The company stated that the acquisition of cement plants of Jaiprakash Associates and Jaypee Cement Corp had helped it augment capacity to 93 million ton per annum. The acquisition has also enhanced its footprint in the high growth markets of central India, eastern UP and coastal Andhra Pradesh, where the company has been focusing to increase its presence. Volumes for Q2 increased 18 per cent to 12.84 MT due to the ramp-up of JPA assets. Pricing improvement was better than expectation at Rs 5,001 a tonne due to firm prices across most focused markets.

Ambuja and ACC
According to Neeraj Akhoury, Managing Director and CEO, ACC, "results demonstrate its capacity to respond quickly and resolutely to changing market dynamics and execute strategies with focus and determination." ACC’s operating results has beaten consensus by 10 per cent against market expectation of 19 per cent. Volume grew 17.6 per cent YoY was higher against. consensus of 6 per cent. The cement giant has maintained control on its operating expenditure as anticipated. EBITDA was at Rs 592 a tonne, 12 per cent higher than expectations at Rs 527 a tonne.

Ambuja delivered a strong set of numbers while focusing on brand building, through differentiated offerings for individual home builders, building and infrastructure segments. According to Ajay Kapur, Managing Director and CEO, the company’s strategy to focus on key markets, premium products and value based pricing has paid off, leading to strong net sales and EBITDA growth.

During July-September 2017 quarter Ambuja Cement recorded higher sales and growth in value-added pricing, but it also faced cost pressures relating to rising fuel costs, packaging and raw material prices. Thus, there has been a move to increase its use of petcoke and alternative fuels further, as against 67 per cent it achieved in June 2017. Ambuja Cement’s net sales rose 16 to Rs 2,320 crore even as sales volume grew slower at 11.6 per cent to 5.02 MT. EBITDA per tonne rose 3 per cent to Rs 706.

Merger ambitions
Ambuja Cement has a 50.05 per cent share in ACC and the board of directors have initiated a study into the possibility of merger between the two companies.

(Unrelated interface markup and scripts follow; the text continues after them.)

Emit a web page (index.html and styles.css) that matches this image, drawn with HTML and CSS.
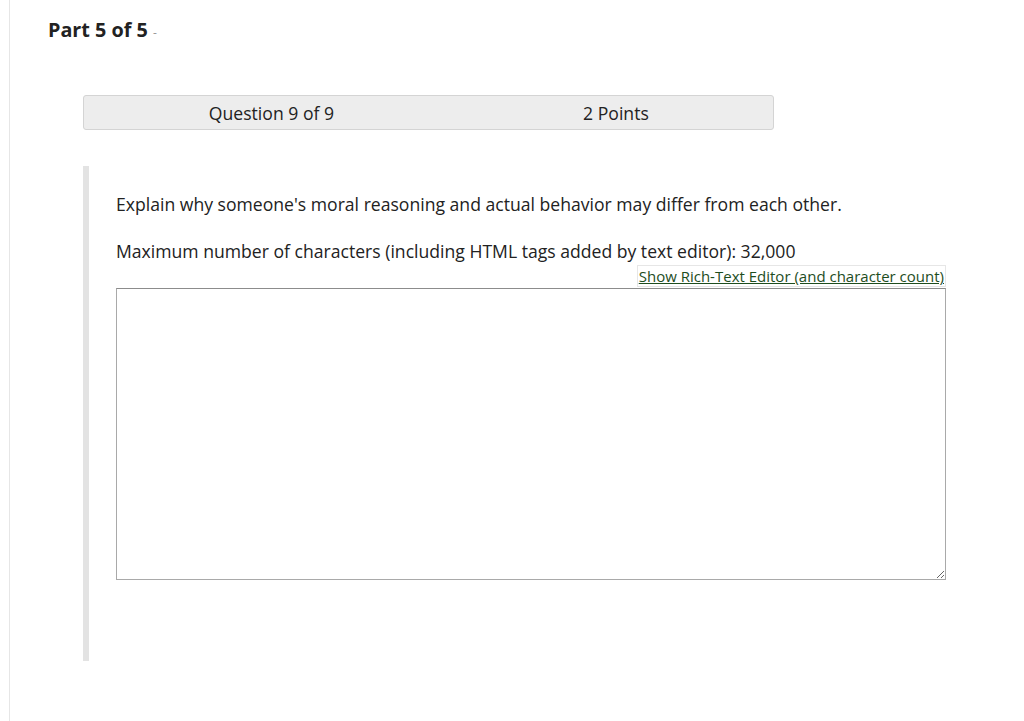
FILE: index.html
```html
<!DOCTYPE html>
<html lang="en">
<head>
  <meta charset="UTF-8" />
  <title>Part 5 of 5</title>
  <link rel="stylesheet" href="styles.css">
</head>
<body>
  <div class="page">
    <h2 class="part-title">Part 5 of 5 <span class="part-dash">-</span></h2>

    <div class="question-bar">
      <div class="qcell qnum">Question 9 of 9</div>
      <div class="qcell qpoints">2 Points</div>
    </div>

    <div class="question-body">
      <p class="question-text">Explain why someone's moral reasoning and actual behavior may differ from each other.</p>
      <p class="max-chars">Maximum number of characters (including HTML tags added by text editor): 32,000</p>
      <div class="editor-toggle">
        <a href="#" class="rte-link">Show Rich-Text Editor (and character count)</a>
      </div>
      <textarea class="answer"></textarea>
    </div>
  </div>
</body>
</html>
```

FILE: styles.css
```css
html, body {
  margin: 0;
  padding: 0;
  background: #fff;
  font-family: 'Open Sans', 'Liberation Sans', sans-serif;
  color: #222;
}

.page {
  margin-left: 9px;
  border-left: 1px solid #e6e6e6;
  min-height: 721px;
  padding: 18px 0 0 38px;
  box-sizing: border-box;
}

.part-title {
  margin: 0;
  font-size: 19.8px;
  font-weight: bold;
  line-height: 24px;
  color: #222;
}

.part-dash {
  font-size: 12px;
  font-weight: normal;
  color: #999;
}

.question-bar {
  display: flex;
  margin: 50px 0 0 35px;
  width: 691px;
  height: 35px;
  box-sizing: border-box;
  background: #ededed;
  border: 1px solid #d4d4d4;
  border-radius: 3px;
  font-size: 17.6px;
  color: #222;
}

.qcell {
  display: flex;
  align-items: center;
  justify-content: center;
}

.qnum {
  width: 376px;
}

.qpoints {
  width: 315px;
}

.question-body {
  margin: 36px 0 0 35px;
  border-left: 6px solid #e3e3e3;
  padding: 25px 0 81px 27px;
  width: 830px;
}

.question-text {
  margin: 0;
  font-size: 17.6px;
  line-height: 26px;
}

.max-chars {
  margin: 21px 0 0;
  font-size: 17.6px;
  line-height: 26px;
}

.editor-toggle {
  text-align: right;
  line-height: 20px;
  height: 22px;
  padding-top: 2px;
}

.rte-link {
  font-size: 15px;
  color: #1e4d1e;
  text-decoration: underline;
  border: 1px solid #e6e6e6;
  padding: 0 1px;
}

.answer {
  display: block;
  width: 830px;
  height: 292px;
  box-sizing: border-box;
  border: 1px solid #a9a9a9;
  border-top-color: #8c8c8c;
  margin: 0;
  resize: both;
  font-family: inherit;
}
```
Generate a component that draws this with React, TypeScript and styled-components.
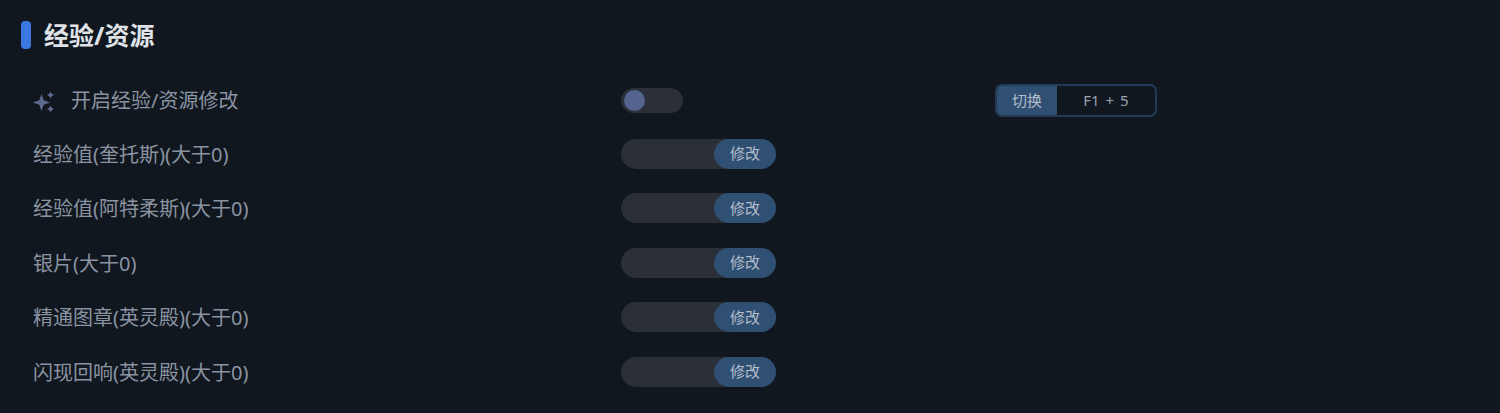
import styled, { createGlobalStyle } from "styled-components"

const GlobalStyle = createGlobalStyle`
  html, body {
    margin: 0;
    padding: 0;
    background: #11171e;
  }
`

const Page = styled.div`
  width: 1500px;
  height: 413px;
  overflow: hidden;
  background: #11171e;
  font-family: "Noto Sans", "Noto Sans CJK SC", sans-serif;
  padding: 21px 0 0 21px;
  box-sizing: border-box;
`

const Heading = styled.div`
  display: flex;
  align-items: center;
  gap: 13px;
  height: 28px;
  color: #dfe2e7;
  font-size: 25px;
  font-weight: 700;
  line-height: 28px;
`

const Accent = styled.span`
  width: 10px;
  height: 28px;
  border-radius: 4px;
  background: #3a77e0;
`

const Rows = styled.div`
  display: flex;
  flex-direction: column;
  gap: 24.5px;
  margin-top: 35px;
  padding-left: 12px;
`

const Row = styled.div`
  display: grid;
  grid-template-columns: 588px 374px auto;
  align-items: center;
  height: 30px;
`

const Label = styled.div`
  display: flex;
  align-items: center;
  gap: 16px;
  color: #8a93a2;
  font-size: 20px;
  line-height: 30px;
`

const FieldLabel = styled(Label)`
  padding-top: 2px;
  line-height: 28px;
`

const SparkleIcon = styled.svg`
  margin-top: 2px;
  fill: #5d6b91;
`

const Toggle = styled.div`
  display: flex;
  align-items: center;
  width: 62px;
  height: 25px;
  padding-left: 3px;
  box-sizing: border-box;
  border-radius: 13px;
  background: #2b2f38;
`

const Knob = styled.span`
  width: 21px;
  height: 21px;
  border-radius: 50%;
  background: #54648f;
`

const Field = styled.div`
  display: flex;
  justify-content: flex-end;
  width: 155px;
  height: 30px;
  border-radius: 15px;
  background: #2b2f38;
`

const ApplyButton = styled.button`
  width: 62px;
  height: 30px;
  padding: 0 0 2px;
  border: 0;
  border-radius: 15px;
  background: #2f4f73;
  color: #b4bdca;
  font-family: inherit;
  font-size: 15px;
`

const Hotkey = styled.div`
  display: flex;
  width: 162px;
  height: 33px;
  box-sizing: border-box;
  border: 2px solid #233a54;
  border-radius: 7px;
  overflow: hidden;
  font-size: 15px;
  line-height: 28px;
  color: #98a2b1;
  text-align: center;
`

const HotkeyAction = styled.span`
  width: 60px;
  background: #2f4f73;
  color: #b4bdca;
`

const HotkeyKeys = styled.span`
  flex: 1;
  word-spacing: 2px;
`

const Sparkle = () => (
  <SparkleIcon width="22" height="22" viewBox="0 0 22 22">
    <path d="M8.5 3 10.7 9.3 17 11.5 10.7 13.7 8.5 20 6.3 13.7 0 11.5 6.3 9.3Z" />
    <path d="M17.5 .5 18.7 2.8 21 4 18.7 5.2 17.5 7.5 16.3 5.2 14 4 16.3 2.8Z" />
    <path d="M17.5 14.5 18.7 16.8 21 18 18.7 19.2 17.5 21.5 16.3 19.2 14 18 16.3 16.8Z" />
  </SparkleIcon>
)

const resources = [
  "经验值(奎托斯)(大于0)",
  "经验值(阿特柔斯)(大于0)",
  "银片(大于0)",
  "精通图章(英灵殿)(大于0)",
  "闪现回响(英灵殿)(大于0)",
]

const App = () => (
  <>
    <GlobalStyle />
    <Page>
      <Heading>
        <Accent />
        经验/资源
      </Heading>
      <Rows>
        <Row>
          <Label>
            <Sparkle />
            开启经验/资源修改
          </Label>
          <Toggle>
            <Knob />
          </Toggle>
          <Hotkey>
            <HotkeyAction>切换</HotkeyAction>
            <HotkeyKeys>F1 + 5</HotkeyKeys>
          </Hotkey>
        </Row>
        {resources.map((name) => (
          <Row key={name}>
            <FieldLabel>{name}</FieldLabel>
            <Field>
              <ApplyButton>修改</ApplyButton>
            </Field>
          </Row>
        ))}
      </Rows>
    </Page>
  </>
)

export default App
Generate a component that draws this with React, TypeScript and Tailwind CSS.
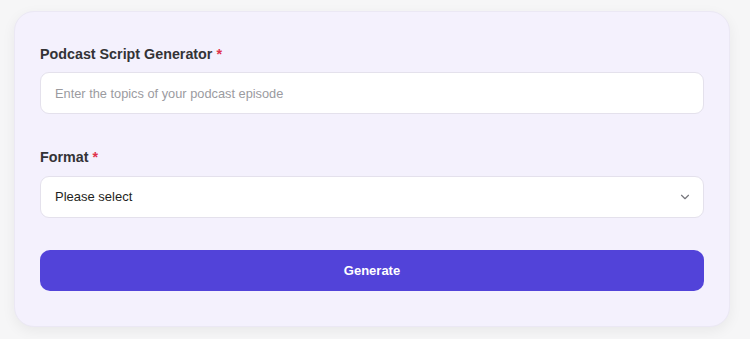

A national daily recently pointed that in a post-merger situation, the new entity would save about 10 per cent in operating expenses, especially with better logistics in terms of reaching relevant markets, manpower and taxes. The new entity will have a production capacity of 63 MT, making it the No. 2 player after UltraTech.

Ban on petcoke will increase cement cost
An Indian Supreme Court ruling to ban the use of petcoke in and around National Capital Region is likely to have adversely impact on cement plants and prices in northern India, as produces are expected to switch to higher-cost fuels. The ban impacts cement producers in Uttar Pradesh, Haryana, and Rajasthan, while all have districts falling under the NCR. These producers will be required to use either domestic or imported coal from November 1, 2017, resulting in an increase in power and fuels costs.

Petcoke is a key fuel for the Indian cement industry. Its usage ranges from 100 per cent of total fuel consumption at Shree Cement to 62 per cent at Ambuja Cements. Power and fuel costs vary from highs of Rs 852 a ton at Ambuja and Rs 856 a tonne at J.K. Cement to Rs 425 per tonne at Shree Cement. The petcoke ban could add an additional Rs 8-10 per tonne to fuel and power costs.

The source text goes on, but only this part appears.